LATEST SENATOR DONNELLY
Washington, D.C. —U.S. Senator Joe Donnelly released the following statement on the latest partisan Senate health care proposal to repeal the health care law, the Graham-Cassidy bill, which is expected to be voted on in the Senate next week.
Donnelly said, “I’ve said from the beginning that we can improve our health care system by working together, Democrats and Republicans. The Graham-Cassidy proposal, like previous partisan efforts to repeal the health care law, would harm Hoosiers—forcing people to lose coverage, raising health care costs for seniors, ending the bipartisan HIP 2.0 program as we know it, and it could jeopardize critical protections for folks with pre-existing conditions. I hope that we can return to the bipartisan effort I have been actively involved in to stabilize the insurance markets.”
The Graham-Cassidy proposal would turn Medicaid into a per-capita cap system, which would result in Indiana losing federal funding and could result in people losing coverage or paying more for coverage. And it would end HIP 2.0 as we know it, which Donnelly worked with then-Governor Mike Pence to establish through the Affordable Care Act. Nearly 400,000 Hoosiers use HIP 2.0 to access health care and it’s a program that has been critical to Indiana’s efforts to address the opioid epidemic.
According to a report from Avalere released today, Indiana would lose $7 billion in federal funding between 2020-2027 and $74 billion between 2020-2036.
Senate consideration of the Graham-Cassidy proposal will come the same week as the September 27th deadline for insurance companies to finalize their 2018 insurance rates.
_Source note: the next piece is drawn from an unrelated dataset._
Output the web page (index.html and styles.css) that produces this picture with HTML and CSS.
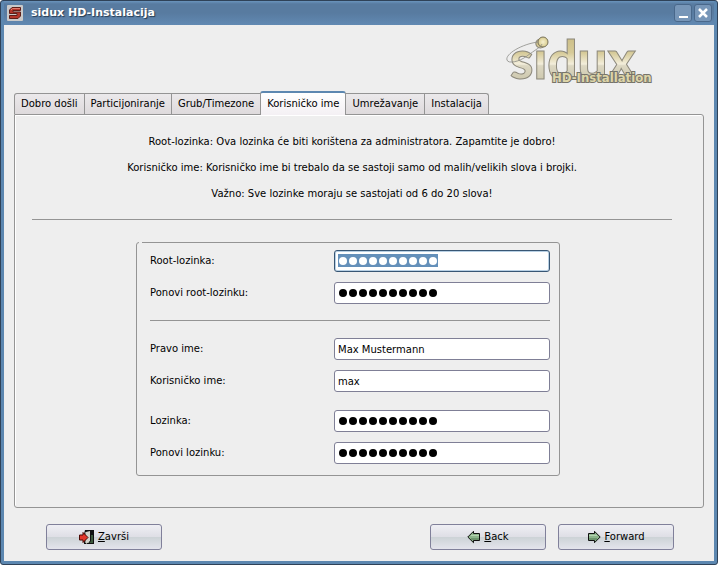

According to Indiana insurers, the combination of legislative uncertainty created by efforts to repeal the health care law and the Administration’s failure to commit to making Cost Share Reduction (CSR) payments is likely to result in 15% cost increases in 2018. For months, Donnelly has been calling on the Administration to commit to making the CSR payments and has been actively engaged in bipartisan efforts in the Senate to stabilize the insurance markets.